* **YOUR INSTRUCTIONS**:
Reproduce the listing below exactly, beginning with its first line and ending with the line that holds "const rows = [module, module, module];"; pictures are not part of the copy.

* **DATASET EXCERPT**:
————————

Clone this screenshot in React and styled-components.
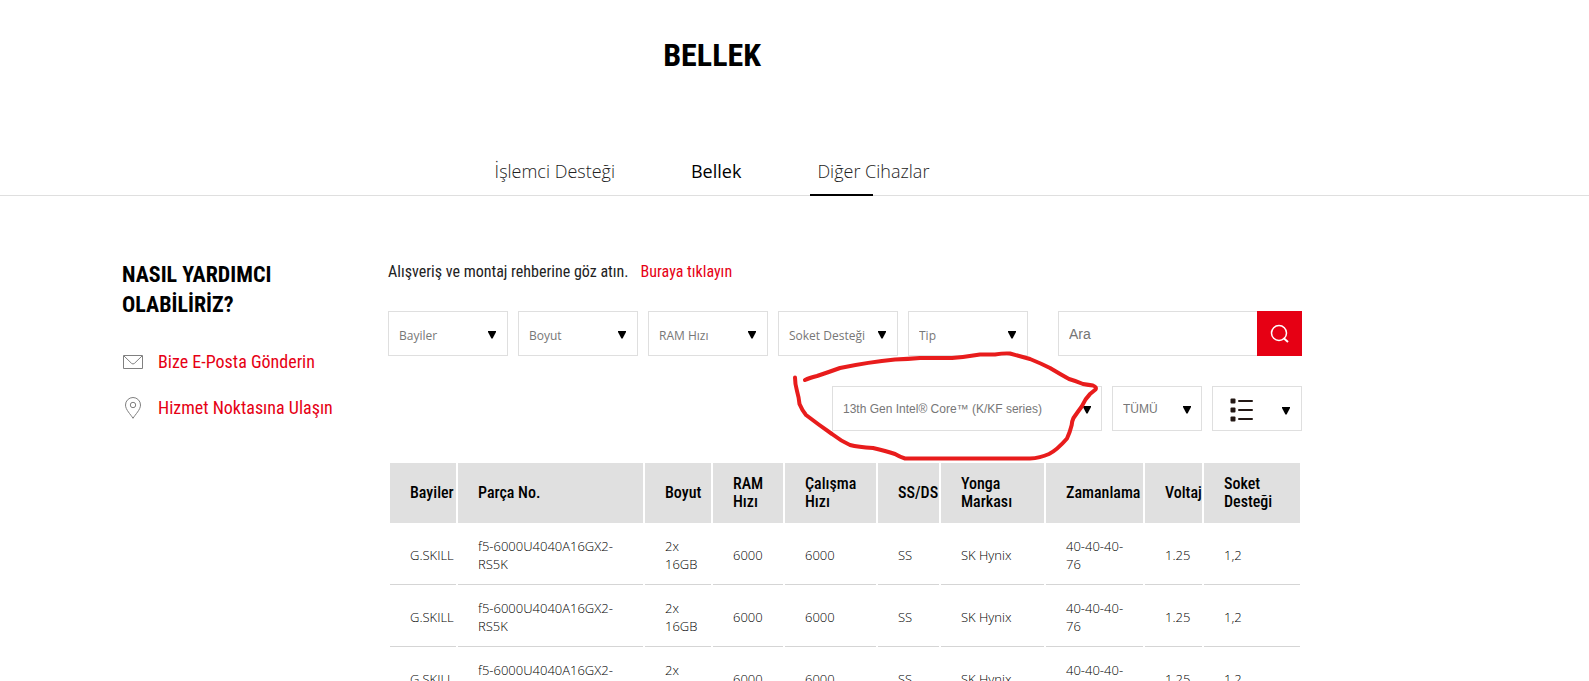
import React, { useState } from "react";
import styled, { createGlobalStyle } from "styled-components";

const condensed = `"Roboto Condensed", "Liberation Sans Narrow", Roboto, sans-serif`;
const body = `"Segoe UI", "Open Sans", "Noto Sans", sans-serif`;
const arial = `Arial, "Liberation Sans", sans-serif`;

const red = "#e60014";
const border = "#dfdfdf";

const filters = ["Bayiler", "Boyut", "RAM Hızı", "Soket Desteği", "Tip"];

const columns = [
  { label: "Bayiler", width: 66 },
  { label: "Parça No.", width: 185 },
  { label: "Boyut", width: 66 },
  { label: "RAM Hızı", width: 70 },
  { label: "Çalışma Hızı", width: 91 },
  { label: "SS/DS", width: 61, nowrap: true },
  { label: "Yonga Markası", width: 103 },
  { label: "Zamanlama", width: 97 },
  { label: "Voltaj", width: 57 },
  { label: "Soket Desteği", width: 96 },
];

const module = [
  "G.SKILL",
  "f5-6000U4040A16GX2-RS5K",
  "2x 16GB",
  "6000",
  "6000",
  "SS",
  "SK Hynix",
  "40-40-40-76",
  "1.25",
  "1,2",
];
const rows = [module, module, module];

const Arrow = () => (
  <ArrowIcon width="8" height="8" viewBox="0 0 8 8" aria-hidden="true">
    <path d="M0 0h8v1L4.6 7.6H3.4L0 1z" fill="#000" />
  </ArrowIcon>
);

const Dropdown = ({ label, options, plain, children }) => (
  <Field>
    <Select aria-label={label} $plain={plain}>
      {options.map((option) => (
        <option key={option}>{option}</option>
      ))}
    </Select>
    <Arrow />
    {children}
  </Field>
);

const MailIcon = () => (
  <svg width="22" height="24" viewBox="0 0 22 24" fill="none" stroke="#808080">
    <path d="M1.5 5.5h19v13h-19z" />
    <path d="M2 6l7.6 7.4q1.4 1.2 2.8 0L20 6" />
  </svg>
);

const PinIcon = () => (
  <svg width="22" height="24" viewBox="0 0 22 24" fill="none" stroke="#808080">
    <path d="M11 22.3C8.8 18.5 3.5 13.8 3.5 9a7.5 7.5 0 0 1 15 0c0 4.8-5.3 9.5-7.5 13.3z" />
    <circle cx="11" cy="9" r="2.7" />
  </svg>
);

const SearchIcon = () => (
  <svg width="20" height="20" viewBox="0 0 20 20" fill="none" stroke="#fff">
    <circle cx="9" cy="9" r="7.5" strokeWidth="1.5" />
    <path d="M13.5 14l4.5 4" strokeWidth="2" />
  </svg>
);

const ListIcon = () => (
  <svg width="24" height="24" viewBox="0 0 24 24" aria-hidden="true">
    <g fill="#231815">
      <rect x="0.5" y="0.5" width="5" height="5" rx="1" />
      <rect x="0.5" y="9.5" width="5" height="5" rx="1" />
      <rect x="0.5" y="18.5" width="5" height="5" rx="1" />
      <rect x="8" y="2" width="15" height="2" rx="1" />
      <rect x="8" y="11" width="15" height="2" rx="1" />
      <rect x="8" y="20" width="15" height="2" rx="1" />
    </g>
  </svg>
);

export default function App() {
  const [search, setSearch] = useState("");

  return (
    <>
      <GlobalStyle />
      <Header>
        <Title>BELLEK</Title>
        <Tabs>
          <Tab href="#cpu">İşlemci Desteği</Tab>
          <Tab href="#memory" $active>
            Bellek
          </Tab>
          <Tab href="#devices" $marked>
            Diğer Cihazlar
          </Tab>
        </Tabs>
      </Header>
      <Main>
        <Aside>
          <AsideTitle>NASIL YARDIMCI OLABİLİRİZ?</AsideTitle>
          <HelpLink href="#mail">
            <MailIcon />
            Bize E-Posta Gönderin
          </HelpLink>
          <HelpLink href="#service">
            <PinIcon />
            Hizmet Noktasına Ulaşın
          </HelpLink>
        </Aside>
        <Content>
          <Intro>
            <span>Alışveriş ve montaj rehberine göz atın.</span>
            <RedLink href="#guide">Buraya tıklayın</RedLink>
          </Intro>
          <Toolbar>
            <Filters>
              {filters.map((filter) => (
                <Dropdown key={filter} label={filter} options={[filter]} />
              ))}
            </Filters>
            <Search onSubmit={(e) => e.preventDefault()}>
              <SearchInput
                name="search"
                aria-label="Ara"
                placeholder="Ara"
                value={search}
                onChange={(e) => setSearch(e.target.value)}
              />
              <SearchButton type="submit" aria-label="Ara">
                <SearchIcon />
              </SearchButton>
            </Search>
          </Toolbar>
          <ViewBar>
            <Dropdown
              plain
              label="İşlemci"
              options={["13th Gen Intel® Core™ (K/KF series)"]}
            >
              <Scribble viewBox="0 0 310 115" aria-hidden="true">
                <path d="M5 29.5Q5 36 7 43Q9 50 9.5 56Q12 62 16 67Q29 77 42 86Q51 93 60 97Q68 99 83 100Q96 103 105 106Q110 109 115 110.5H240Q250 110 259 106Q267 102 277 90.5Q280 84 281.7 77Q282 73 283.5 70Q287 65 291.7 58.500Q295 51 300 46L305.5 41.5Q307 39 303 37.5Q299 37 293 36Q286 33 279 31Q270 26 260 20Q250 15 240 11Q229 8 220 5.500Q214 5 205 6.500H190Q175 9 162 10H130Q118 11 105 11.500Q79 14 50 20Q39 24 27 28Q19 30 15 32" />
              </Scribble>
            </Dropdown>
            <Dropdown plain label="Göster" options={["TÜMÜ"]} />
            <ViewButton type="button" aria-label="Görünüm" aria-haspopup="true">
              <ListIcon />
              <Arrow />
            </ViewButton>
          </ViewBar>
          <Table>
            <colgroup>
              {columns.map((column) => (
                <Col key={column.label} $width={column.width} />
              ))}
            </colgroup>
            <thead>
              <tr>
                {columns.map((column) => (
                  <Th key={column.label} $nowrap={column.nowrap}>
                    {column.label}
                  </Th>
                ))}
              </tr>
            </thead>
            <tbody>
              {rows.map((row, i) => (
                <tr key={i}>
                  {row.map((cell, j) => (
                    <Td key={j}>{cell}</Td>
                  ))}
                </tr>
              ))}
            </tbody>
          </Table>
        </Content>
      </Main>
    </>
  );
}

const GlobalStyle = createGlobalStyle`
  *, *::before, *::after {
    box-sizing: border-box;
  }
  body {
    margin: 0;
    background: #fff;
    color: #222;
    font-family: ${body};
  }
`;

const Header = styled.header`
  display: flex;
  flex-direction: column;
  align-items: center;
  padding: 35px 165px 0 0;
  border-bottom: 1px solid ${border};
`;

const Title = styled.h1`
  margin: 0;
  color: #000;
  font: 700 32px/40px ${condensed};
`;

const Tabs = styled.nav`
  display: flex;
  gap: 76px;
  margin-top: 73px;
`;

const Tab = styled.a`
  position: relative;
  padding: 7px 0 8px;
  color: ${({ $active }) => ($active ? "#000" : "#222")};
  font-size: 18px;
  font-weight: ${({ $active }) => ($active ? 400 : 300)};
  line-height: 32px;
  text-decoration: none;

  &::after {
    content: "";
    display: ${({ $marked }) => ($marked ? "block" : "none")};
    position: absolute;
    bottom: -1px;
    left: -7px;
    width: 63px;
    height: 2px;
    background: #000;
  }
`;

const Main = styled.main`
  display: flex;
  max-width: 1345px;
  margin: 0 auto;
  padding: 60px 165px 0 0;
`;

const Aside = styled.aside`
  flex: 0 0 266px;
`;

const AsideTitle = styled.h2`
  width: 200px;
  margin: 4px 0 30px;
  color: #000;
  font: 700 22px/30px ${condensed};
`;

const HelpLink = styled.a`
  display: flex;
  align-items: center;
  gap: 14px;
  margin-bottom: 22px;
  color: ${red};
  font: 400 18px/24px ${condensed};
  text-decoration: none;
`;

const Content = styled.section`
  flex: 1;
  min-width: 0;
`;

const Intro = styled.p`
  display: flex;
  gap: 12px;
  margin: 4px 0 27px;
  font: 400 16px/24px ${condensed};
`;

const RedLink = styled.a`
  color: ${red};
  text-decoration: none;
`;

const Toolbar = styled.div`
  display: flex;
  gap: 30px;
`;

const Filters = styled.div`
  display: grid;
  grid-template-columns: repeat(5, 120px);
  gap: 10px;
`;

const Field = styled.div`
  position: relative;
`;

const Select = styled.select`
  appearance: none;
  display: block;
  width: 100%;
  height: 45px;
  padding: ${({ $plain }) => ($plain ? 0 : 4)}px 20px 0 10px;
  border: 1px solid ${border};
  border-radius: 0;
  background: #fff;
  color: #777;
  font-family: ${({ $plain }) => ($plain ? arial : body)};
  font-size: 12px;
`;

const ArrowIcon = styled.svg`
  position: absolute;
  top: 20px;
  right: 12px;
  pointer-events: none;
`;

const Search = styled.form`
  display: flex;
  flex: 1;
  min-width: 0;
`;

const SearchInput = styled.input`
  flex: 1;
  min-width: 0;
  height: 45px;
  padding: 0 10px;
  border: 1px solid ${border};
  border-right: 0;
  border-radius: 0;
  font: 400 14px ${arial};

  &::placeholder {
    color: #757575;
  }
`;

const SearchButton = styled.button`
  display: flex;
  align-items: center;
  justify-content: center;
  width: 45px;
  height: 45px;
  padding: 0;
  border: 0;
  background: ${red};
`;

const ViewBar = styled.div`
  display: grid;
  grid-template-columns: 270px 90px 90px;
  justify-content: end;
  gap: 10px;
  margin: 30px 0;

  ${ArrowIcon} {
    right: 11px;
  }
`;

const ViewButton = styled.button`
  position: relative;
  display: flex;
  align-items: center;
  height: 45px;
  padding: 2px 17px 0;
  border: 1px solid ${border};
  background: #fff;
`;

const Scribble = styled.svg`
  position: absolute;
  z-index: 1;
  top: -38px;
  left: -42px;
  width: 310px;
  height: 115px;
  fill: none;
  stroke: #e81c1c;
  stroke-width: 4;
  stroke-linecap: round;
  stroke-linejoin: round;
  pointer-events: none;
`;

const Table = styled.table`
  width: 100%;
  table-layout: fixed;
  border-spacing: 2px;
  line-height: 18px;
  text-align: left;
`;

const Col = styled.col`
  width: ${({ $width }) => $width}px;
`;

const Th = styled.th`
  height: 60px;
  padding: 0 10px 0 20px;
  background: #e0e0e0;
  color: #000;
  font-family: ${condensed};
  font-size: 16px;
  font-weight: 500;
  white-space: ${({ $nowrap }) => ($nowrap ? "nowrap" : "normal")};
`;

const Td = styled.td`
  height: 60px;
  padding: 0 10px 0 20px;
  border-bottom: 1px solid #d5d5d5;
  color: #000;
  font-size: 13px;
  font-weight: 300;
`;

————————

* **COMPLETED EXERCISE**:
Clone this screenshot in React and styled-components.
import React, { useState } from "react";
import styled, { createGlobalStyle } from "styled-components";

const condensed = `"Roboto Condensed", "Liberation Sans Narrow", Roboto, sans-serif`;
const body = `"Segoe UI", "Open Sans", "Noto Sans", sans-serif`;
const arial = `Arial, "Liberation Sans", sans-serif`;

const red = "#e60014";
const border = "#dfdfdf";

const filters = ["Bayiler", "Boyut", "RAM Hızı", "Soket Desteği", "Tip"];

const columns = [
  { label: "Bayiler", width: 66 },
  { label: "Parça No.", width: 185 },
  { label: "Boyut", width: 66 },
  { label: "RAM Hızı", width: 70 },
  { label: "Çalışma Hızı", width: 91 },
  { label: "SS/DS", width: 61, nowrap: true },
  { label: "Yonga Markası", width: 103 },
  { label: "Zamanlama", width: 97 },
  { label: "Voltaj", width: 57 },
  { label: "Soket Desteği", width: 96 },
];

const module = [
  "G.SKILL",
  "f5-6000U4040A16GX2-RS5K",
  "2x 16GB",
  "6000",
  "6000",
  "SS",
  "SK Hynix",
  "40-40-40-76",
  "1.25",
  "1,2",
];
const rows = [module, module, module];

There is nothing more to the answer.